■ Task statement: Output the first line of the listing and each line after it, up to and including the line that contains "import clsx from", exactly as written, minus the pictures.
───
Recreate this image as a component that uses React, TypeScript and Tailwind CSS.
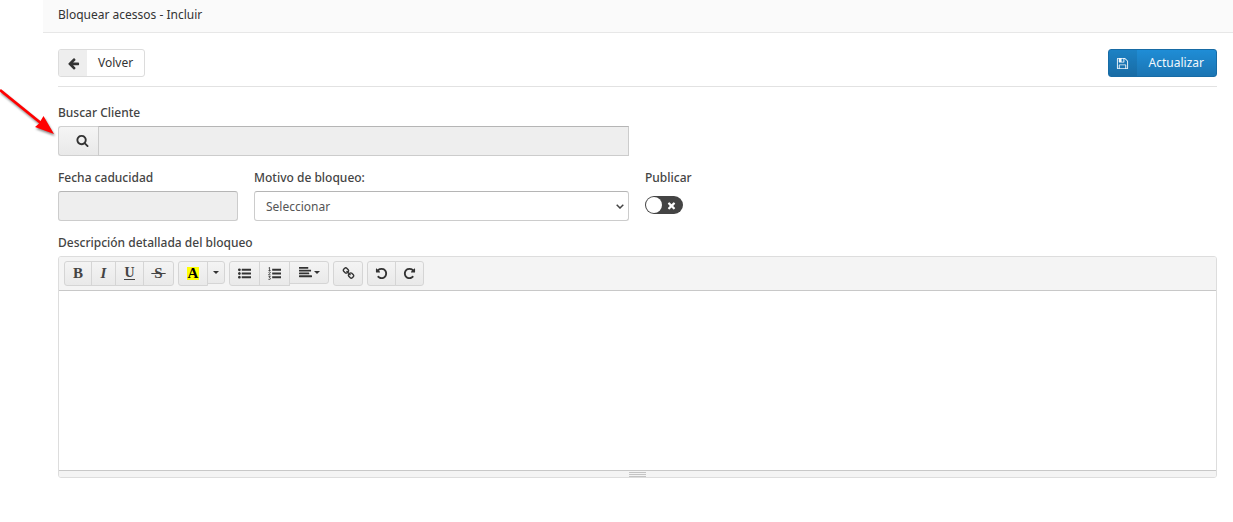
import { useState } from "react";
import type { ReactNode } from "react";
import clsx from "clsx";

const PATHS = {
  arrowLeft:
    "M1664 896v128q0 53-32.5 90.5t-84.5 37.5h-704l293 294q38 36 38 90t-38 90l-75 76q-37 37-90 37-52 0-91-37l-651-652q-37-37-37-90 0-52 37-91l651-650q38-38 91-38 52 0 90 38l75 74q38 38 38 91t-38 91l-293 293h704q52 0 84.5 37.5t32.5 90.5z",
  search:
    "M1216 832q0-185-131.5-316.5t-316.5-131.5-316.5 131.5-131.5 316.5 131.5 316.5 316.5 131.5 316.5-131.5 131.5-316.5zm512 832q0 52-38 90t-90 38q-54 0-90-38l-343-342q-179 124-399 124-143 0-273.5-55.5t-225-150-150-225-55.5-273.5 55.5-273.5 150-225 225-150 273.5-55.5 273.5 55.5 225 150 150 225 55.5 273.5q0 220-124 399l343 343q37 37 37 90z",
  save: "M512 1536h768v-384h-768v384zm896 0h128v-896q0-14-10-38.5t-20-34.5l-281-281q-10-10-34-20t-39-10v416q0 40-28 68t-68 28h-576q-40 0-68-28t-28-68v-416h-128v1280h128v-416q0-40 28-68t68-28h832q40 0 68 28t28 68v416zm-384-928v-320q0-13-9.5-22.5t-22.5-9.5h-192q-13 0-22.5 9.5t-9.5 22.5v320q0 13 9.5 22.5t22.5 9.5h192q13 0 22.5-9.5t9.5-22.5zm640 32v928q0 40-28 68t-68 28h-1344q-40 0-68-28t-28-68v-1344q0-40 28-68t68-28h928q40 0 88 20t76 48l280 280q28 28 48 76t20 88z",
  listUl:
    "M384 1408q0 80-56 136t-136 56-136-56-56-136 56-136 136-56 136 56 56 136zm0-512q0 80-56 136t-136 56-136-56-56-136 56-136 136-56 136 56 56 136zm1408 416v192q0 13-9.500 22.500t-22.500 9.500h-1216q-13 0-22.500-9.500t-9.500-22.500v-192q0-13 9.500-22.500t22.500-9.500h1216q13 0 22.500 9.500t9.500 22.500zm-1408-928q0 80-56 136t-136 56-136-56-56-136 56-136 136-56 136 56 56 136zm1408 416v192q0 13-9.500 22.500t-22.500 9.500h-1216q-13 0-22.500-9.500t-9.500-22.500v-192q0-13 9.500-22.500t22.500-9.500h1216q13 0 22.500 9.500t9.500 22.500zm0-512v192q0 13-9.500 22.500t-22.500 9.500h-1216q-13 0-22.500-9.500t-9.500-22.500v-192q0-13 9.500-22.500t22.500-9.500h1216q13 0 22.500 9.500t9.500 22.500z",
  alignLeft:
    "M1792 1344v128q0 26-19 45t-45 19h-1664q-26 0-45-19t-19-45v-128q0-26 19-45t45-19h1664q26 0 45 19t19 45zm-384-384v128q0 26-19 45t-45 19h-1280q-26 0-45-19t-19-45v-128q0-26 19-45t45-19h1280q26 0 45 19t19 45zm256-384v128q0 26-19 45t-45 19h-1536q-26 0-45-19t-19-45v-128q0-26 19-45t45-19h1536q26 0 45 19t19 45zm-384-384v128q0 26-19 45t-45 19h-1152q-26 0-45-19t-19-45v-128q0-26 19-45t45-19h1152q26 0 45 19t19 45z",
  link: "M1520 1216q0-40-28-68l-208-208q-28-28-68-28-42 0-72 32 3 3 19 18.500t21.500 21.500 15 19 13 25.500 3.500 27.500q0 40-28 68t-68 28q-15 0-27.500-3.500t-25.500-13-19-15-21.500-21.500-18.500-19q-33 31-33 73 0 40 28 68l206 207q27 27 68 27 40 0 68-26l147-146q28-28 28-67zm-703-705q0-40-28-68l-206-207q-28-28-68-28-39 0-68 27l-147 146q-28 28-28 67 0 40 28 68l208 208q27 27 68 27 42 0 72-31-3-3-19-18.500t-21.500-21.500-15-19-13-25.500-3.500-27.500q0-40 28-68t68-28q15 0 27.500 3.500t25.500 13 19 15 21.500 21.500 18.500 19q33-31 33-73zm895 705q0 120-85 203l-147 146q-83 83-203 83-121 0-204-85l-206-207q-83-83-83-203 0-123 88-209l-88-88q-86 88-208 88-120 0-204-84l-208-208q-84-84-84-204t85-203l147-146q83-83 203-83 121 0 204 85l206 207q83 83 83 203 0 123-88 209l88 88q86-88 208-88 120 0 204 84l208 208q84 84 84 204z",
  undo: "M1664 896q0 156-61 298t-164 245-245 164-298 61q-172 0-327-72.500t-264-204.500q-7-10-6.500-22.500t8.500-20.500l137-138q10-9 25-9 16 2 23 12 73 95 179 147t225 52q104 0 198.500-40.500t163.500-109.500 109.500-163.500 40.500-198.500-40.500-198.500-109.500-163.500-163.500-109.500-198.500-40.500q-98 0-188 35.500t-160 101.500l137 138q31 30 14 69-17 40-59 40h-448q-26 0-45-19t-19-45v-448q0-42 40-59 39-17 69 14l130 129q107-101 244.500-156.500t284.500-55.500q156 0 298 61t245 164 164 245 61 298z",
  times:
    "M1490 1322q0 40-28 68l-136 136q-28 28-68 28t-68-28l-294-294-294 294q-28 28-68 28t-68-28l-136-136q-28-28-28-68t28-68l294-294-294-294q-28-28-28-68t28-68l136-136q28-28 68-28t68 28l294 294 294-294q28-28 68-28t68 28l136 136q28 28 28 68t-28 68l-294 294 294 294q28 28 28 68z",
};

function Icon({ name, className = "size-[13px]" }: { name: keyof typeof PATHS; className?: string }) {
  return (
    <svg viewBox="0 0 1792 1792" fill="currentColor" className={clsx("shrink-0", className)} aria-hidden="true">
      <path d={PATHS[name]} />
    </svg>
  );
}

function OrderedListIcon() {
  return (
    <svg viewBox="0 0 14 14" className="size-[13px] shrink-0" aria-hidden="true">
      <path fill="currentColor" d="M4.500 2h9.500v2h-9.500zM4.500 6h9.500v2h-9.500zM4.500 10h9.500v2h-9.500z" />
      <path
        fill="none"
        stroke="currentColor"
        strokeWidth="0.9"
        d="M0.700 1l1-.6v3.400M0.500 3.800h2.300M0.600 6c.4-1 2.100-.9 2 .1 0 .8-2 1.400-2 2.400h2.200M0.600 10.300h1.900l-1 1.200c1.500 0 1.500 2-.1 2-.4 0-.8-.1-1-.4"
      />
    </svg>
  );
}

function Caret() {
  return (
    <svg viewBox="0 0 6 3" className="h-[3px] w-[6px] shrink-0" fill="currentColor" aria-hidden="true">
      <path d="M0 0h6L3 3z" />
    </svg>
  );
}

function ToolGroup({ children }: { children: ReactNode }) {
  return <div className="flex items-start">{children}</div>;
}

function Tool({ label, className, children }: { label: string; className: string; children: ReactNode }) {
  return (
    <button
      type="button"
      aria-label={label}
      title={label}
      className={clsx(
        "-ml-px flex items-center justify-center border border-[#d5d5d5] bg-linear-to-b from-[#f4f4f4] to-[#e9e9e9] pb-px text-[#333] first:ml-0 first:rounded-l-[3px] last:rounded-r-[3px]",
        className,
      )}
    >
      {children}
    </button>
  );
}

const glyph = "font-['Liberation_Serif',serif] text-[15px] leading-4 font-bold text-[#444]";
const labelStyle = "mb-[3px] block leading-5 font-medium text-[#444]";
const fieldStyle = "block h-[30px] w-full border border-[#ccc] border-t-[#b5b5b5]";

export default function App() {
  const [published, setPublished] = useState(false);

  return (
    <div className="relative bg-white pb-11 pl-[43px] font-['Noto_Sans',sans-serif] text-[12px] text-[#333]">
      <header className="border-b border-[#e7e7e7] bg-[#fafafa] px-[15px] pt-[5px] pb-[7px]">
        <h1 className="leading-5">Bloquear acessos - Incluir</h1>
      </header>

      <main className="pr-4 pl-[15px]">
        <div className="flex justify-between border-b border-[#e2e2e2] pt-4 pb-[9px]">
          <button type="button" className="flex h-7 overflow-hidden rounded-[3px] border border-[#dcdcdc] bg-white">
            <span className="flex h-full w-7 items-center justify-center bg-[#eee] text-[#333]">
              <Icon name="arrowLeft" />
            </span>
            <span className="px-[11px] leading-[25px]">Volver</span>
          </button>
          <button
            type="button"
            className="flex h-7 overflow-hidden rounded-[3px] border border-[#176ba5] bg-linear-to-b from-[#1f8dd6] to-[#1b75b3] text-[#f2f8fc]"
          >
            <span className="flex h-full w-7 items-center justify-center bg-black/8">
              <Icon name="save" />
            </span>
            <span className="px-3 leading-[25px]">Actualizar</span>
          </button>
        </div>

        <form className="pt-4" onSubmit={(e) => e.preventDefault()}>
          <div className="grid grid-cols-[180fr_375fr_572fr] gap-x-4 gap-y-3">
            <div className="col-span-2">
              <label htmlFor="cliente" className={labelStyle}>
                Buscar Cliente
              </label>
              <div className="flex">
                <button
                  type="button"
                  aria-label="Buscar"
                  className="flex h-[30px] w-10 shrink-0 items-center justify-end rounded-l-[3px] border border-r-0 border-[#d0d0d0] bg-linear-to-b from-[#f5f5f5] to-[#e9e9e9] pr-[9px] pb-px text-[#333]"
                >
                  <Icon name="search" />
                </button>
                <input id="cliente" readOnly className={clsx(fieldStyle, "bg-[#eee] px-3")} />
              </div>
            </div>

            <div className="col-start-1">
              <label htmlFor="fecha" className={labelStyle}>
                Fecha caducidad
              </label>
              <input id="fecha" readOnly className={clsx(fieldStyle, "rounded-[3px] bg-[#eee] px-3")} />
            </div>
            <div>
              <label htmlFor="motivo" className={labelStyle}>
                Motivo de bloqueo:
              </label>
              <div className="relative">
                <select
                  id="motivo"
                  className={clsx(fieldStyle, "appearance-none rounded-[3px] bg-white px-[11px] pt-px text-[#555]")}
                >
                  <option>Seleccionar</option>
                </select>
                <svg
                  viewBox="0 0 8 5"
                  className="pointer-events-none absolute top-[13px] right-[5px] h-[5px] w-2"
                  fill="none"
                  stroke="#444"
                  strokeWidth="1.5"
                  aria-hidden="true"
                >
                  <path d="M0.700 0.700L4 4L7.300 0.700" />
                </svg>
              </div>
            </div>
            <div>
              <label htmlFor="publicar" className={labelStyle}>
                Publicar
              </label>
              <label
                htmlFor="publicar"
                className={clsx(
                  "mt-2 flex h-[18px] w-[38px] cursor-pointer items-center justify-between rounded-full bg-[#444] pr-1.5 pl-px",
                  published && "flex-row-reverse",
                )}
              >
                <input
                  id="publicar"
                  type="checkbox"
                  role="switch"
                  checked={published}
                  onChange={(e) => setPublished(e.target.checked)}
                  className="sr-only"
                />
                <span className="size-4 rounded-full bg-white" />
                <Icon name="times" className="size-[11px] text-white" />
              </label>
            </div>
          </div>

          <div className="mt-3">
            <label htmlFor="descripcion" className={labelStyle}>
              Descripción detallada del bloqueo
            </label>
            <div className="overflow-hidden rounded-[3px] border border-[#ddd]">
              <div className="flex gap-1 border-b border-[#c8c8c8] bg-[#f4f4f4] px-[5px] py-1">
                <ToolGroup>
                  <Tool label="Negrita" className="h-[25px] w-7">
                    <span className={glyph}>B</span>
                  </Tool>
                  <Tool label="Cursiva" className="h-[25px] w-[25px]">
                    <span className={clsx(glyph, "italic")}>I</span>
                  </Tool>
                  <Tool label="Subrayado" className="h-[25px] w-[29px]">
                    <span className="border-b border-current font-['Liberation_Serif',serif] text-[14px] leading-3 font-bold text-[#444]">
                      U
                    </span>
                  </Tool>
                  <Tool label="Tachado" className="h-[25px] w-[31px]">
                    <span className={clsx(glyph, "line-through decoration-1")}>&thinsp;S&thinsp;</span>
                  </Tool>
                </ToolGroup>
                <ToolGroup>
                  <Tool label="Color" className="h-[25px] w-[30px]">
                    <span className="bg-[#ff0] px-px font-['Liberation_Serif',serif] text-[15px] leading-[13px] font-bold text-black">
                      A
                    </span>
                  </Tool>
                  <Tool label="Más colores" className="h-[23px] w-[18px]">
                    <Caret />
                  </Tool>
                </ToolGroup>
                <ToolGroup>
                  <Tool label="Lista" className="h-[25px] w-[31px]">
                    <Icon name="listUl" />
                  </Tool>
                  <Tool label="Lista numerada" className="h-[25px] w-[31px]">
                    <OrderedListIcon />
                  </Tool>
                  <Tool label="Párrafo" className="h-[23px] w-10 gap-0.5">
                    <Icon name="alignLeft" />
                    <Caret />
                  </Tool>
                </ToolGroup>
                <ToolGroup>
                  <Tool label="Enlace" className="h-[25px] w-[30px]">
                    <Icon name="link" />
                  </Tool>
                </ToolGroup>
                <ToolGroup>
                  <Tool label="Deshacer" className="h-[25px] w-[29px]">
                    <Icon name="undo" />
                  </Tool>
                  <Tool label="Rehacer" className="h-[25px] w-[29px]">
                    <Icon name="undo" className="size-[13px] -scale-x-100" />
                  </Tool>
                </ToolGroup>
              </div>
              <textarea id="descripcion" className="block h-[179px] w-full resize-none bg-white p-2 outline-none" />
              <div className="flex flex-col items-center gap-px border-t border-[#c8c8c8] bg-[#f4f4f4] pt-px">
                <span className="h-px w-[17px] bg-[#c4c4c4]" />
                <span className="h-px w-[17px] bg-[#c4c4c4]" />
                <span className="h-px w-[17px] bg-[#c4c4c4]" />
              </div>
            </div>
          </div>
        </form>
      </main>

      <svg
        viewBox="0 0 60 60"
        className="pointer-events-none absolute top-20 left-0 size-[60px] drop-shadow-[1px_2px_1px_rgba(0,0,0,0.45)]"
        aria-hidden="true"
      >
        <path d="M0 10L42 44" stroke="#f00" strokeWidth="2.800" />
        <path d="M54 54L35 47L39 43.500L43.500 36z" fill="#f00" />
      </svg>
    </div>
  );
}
───
■ Solution to this problem:
Recreate this image as a component that uses React, TypeScript and Tailwind CSS.
import { useState } from "react";
import type { ReactNode } from "react";
import clsx from "clsx";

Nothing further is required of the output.